━━━ Material for this exercise ━━━

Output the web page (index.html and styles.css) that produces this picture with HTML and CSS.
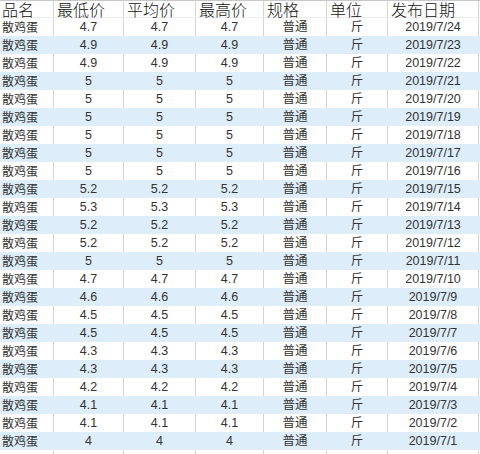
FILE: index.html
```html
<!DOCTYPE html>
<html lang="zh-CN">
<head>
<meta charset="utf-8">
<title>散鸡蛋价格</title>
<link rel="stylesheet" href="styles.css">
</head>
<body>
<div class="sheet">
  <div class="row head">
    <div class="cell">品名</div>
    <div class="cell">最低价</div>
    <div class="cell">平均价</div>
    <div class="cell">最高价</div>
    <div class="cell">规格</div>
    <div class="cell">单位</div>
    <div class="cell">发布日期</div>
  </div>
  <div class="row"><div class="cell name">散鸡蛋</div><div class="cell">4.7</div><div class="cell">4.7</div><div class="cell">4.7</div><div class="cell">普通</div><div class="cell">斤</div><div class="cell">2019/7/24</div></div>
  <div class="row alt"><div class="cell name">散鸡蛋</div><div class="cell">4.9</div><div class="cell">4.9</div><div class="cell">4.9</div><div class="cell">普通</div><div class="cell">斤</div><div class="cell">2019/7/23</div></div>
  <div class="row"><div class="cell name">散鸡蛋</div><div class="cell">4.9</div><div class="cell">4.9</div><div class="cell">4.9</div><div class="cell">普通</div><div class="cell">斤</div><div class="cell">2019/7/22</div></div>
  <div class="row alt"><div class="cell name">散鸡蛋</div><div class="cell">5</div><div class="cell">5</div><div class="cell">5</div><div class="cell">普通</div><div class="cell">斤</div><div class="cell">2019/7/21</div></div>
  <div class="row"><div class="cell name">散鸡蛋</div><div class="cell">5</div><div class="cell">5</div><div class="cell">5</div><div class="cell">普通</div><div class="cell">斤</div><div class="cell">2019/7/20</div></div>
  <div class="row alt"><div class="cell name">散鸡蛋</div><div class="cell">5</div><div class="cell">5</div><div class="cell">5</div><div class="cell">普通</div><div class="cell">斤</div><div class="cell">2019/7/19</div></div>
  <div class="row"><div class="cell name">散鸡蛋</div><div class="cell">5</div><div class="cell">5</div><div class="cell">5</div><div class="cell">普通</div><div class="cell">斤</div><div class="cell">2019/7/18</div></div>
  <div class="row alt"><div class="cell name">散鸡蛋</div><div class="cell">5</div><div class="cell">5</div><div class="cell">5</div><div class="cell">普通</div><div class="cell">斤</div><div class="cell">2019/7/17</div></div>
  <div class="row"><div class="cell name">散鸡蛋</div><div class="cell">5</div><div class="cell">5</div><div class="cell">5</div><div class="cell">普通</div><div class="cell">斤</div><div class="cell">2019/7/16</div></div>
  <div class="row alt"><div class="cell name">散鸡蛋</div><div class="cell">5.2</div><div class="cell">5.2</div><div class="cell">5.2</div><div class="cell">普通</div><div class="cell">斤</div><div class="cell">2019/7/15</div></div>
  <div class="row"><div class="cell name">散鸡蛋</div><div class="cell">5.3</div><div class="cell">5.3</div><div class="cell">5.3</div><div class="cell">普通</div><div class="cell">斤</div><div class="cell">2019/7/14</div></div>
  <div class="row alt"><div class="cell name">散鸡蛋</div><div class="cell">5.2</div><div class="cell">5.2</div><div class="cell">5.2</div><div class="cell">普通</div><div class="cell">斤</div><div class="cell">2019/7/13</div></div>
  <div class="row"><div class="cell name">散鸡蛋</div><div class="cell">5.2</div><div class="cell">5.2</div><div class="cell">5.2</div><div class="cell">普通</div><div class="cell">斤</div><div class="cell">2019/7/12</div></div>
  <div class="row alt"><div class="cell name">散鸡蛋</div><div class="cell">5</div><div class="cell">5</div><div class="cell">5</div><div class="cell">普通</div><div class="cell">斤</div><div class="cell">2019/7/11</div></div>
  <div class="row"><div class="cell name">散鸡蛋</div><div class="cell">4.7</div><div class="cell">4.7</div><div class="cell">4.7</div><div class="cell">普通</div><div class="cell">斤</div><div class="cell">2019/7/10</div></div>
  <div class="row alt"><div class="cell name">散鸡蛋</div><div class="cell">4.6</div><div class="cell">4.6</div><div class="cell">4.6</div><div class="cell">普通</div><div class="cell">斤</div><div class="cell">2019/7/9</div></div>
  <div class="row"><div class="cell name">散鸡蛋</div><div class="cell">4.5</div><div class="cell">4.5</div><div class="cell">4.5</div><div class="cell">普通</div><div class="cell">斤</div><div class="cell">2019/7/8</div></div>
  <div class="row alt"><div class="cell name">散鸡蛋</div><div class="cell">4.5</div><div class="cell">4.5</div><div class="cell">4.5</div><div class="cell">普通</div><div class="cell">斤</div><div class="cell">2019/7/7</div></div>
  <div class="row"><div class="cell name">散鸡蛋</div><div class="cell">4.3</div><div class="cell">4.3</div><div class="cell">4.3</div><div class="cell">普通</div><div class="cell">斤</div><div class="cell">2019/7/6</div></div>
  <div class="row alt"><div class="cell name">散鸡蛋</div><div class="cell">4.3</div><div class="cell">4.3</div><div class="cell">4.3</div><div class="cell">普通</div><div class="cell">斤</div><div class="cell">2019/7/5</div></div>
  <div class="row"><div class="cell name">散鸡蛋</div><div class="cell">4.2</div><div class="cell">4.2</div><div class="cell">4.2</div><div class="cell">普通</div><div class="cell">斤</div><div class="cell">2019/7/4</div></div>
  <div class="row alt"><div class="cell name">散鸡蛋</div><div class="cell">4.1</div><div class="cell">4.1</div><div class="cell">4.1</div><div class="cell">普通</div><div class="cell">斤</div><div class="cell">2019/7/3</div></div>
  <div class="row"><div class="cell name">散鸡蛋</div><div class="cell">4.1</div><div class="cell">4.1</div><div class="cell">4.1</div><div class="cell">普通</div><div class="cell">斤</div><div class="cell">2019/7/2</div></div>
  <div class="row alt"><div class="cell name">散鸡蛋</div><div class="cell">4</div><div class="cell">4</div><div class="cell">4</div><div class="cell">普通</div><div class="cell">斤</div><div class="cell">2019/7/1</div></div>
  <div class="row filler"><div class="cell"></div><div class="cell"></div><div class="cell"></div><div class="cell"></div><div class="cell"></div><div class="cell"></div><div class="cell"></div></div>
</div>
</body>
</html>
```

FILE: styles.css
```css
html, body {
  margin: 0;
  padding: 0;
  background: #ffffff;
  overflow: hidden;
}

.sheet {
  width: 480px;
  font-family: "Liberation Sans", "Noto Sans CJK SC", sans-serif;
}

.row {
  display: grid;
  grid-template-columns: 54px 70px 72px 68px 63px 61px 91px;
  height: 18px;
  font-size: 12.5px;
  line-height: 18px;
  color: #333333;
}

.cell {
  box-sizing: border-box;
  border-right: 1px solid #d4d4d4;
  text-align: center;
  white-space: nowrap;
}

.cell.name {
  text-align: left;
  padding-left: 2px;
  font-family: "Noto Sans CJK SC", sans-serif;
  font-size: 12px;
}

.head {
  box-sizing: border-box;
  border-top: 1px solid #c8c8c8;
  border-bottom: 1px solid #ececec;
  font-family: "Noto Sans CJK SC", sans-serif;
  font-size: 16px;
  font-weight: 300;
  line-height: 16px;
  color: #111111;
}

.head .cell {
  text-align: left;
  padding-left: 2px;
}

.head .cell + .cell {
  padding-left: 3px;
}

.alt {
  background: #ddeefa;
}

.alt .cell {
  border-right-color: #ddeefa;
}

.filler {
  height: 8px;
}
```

━━━
━━━ Material for this exercise ━━━

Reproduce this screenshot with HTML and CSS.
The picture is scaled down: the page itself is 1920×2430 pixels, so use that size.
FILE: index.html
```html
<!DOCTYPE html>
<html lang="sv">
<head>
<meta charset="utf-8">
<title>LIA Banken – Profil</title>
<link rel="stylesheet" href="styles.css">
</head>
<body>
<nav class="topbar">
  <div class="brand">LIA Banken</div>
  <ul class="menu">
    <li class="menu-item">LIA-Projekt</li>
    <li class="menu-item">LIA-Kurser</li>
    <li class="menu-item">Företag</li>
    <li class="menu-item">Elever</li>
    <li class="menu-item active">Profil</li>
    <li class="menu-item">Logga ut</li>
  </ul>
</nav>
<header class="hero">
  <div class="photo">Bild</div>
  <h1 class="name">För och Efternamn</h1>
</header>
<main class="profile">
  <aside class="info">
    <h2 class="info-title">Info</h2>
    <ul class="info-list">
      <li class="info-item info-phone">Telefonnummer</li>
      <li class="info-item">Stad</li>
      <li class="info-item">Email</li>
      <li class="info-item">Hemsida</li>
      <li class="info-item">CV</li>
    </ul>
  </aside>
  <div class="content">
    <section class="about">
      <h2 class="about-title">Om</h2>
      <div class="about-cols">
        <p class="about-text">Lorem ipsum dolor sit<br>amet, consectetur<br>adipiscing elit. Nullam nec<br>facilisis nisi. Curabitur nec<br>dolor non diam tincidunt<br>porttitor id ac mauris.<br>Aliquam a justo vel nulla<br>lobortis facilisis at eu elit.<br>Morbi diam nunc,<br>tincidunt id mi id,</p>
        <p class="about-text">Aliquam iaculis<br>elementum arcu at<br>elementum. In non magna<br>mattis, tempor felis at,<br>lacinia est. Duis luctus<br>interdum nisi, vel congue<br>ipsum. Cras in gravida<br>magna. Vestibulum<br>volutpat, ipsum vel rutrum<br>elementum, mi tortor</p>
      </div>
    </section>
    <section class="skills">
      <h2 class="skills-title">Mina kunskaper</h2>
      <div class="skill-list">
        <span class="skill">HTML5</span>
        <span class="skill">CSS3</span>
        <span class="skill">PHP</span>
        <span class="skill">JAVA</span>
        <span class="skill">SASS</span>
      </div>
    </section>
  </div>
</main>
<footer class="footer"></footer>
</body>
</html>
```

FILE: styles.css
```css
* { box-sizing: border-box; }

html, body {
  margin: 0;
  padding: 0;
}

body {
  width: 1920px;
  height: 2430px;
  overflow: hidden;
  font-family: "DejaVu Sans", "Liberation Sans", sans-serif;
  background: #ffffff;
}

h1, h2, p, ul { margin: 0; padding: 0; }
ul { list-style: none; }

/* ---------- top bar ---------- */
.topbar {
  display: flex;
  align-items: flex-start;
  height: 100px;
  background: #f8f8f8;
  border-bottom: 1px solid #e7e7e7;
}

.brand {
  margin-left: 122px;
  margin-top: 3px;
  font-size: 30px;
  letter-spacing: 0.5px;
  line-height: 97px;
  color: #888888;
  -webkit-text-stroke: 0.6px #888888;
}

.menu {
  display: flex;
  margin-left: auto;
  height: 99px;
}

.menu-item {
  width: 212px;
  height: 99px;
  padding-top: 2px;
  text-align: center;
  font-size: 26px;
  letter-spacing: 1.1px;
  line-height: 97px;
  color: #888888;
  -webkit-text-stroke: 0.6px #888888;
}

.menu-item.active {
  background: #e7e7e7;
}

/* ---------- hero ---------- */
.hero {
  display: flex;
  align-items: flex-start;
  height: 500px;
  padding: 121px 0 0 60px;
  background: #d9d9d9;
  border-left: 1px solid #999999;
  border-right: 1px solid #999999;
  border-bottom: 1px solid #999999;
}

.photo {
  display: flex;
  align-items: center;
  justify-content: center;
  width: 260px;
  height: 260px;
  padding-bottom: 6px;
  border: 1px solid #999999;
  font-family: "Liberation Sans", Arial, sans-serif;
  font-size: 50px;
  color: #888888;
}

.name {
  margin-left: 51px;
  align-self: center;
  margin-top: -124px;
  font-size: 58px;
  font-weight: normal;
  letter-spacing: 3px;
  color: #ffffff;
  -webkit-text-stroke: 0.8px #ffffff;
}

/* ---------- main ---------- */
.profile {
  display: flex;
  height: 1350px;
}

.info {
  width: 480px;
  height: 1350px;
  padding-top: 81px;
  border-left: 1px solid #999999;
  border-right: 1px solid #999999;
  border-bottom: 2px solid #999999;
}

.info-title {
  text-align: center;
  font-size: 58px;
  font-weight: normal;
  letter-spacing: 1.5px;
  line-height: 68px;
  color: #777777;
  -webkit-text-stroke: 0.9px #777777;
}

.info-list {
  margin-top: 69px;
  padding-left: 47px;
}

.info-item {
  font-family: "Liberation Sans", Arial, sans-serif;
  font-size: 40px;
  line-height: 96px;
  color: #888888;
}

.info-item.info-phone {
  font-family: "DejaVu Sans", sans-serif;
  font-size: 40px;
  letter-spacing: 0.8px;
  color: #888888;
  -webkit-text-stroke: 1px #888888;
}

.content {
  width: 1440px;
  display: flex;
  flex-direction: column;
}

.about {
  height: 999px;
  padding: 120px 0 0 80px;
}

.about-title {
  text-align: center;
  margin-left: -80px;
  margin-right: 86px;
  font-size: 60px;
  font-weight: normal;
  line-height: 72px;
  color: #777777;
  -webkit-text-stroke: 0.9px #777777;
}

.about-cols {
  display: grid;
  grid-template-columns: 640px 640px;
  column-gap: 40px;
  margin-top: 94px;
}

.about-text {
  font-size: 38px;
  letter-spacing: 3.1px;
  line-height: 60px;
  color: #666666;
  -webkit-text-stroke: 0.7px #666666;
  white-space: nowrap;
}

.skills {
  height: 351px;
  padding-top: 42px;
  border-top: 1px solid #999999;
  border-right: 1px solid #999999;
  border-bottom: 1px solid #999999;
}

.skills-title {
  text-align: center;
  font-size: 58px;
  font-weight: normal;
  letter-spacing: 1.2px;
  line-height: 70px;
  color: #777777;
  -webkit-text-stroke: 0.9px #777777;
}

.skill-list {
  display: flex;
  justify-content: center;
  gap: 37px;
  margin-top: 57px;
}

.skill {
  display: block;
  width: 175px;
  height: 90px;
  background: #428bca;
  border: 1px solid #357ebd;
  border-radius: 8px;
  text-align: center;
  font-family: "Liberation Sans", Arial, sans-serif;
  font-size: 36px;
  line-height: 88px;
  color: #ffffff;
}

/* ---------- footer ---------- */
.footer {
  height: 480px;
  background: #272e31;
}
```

━━━
━━━ Material for this exercise ━━━

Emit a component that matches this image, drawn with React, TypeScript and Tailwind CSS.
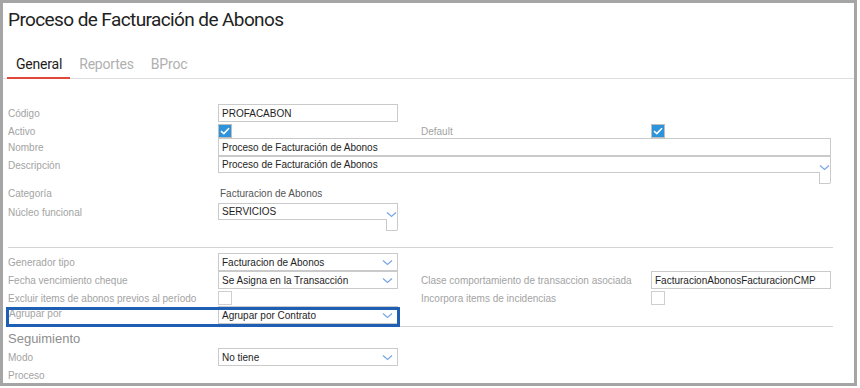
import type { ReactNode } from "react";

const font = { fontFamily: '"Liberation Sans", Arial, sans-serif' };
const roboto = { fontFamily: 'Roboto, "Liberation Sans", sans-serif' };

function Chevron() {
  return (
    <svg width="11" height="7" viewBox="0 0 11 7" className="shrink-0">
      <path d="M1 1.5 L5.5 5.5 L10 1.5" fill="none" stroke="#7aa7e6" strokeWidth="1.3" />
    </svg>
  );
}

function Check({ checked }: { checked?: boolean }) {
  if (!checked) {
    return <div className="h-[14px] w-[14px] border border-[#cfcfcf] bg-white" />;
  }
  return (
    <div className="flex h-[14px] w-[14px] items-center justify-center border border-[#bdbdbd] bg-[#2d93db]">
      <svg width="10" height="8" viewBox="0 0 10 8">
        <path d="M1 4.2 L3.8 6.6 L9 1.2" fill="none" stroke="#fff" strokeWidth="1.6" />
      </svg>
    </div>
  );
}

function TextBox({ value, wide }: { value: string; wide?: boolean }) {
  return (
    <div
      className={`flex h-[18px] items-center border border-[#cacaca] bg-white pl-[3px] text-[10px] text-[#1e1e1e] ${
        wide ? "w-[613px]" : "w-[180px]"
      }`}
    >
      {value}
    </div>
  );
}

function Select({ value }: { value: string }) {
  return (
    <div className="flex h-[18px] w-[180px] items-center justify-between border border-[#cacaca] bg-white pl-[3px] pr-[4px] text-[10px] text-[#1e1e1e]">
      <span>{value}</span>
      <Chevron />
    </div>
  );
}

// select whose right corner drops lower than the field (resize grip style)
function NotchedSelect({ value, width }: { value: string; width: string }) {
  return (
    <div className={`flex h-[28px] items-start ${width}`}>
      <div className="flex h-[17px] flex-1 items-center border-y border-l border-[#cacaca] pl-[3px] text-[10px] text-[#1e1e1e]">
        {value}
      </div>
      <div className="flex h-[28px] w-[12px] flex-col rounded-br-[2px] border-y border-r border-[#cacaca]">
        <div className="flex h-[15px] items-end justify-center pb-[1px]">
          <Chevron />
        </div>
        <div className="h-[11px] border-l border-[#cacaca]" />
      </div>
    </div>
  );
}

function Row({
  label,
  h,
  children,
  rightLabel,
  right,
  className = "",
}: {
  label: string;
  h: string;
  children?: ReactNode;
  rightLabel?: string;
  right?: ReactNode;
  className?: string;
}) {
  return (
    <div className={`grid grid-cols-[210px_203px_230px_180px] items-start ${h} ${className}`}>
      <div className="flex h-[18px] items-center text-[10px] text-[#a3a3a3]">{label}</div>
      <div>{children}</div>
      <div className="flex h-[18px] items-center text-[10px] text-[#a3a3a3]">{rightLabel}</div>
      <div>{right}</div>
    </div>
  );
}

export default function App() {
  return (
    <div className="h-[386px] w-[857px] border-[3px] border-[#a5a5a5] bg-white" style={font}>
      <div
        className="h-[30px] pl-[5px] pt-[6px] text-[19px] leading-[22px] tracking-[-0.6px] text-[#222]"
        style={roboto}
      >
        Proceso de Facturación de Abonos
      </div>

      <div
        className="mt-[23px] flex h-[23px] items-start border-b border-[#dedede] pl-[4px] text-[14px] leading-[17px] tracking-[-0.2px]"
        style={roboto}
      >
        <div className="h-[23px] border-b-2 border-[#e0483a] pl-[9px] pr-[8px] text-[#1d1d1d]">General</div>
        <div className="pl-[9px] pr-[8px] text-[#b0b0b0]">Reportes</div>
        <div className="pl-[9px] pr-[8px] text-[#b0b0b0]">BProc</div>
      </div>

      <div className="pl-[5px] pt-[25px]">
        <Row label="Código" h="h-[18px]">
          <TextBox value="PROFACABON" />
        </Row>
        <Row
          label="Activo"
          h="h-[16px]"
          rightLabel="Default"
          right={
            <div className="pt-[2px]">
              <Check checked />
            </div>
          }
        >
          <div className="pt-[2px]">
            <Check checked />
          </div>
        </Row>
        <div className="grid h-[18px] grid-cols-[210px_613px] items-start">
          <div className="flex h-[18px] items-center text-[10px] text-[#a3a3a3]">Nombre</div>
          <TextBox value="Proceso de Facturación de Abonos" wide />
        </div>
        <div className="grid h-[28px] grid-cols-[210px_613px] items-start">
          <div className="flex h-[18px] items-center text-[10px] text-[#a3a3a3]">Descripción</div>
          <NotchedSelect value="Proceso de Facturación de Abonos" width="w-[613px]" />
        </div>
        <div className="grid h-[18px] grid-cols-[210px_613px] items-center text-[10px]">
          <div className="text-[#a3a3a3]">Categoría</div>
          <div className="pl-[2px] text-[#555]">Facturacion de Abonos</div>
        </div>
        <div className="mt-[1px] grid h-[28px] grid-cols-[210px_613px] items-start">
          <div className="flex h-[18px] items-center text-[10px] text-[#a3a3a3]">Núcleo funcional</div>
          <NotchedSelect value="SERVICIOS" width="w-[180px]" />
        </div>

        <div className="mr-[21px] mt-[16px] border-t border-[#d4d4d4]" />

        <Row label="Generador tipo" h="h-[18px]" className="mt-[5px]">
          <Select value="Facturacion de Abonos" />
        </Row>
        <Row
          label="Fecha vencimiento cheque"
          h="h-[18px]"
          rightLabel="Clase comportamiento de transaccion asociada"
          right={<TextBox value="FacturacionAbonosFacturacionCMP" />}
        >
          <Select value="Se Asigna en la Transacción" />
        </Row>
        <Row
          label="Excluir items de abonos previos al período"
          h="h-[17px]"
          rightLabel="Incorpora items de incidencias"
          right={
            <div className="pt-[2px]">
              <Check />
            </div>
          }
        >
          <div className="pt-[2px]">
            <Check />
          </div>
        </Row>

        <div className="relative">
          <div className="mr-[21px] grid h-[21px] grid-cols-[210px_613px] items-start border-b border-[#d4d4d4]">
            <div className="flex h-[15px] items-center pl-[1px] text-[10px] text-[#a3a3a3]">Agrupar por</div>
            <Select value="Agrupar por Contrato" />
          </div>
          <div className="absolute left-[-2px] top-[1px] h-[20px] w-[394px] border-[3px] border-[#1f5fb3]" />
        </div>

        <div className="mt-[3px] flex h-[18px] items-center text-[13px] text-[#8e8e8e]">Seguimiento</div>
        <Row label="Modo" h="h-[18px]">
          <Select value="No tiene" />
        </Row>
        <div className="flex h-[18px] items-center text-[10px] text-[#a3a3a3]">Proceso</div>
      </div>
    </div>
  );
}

━━━

> [Task description] Each line in the entries above that includes the string "with" should be extracted.

> [Complete output]
Output the web page (index.html and styles.css) that produces this picture with HTML and CSS.
Reproduce this screenshot with HTML and CSS.
Emit a component that matches this image, drawn with React, TypeScript and Tailwind CSS.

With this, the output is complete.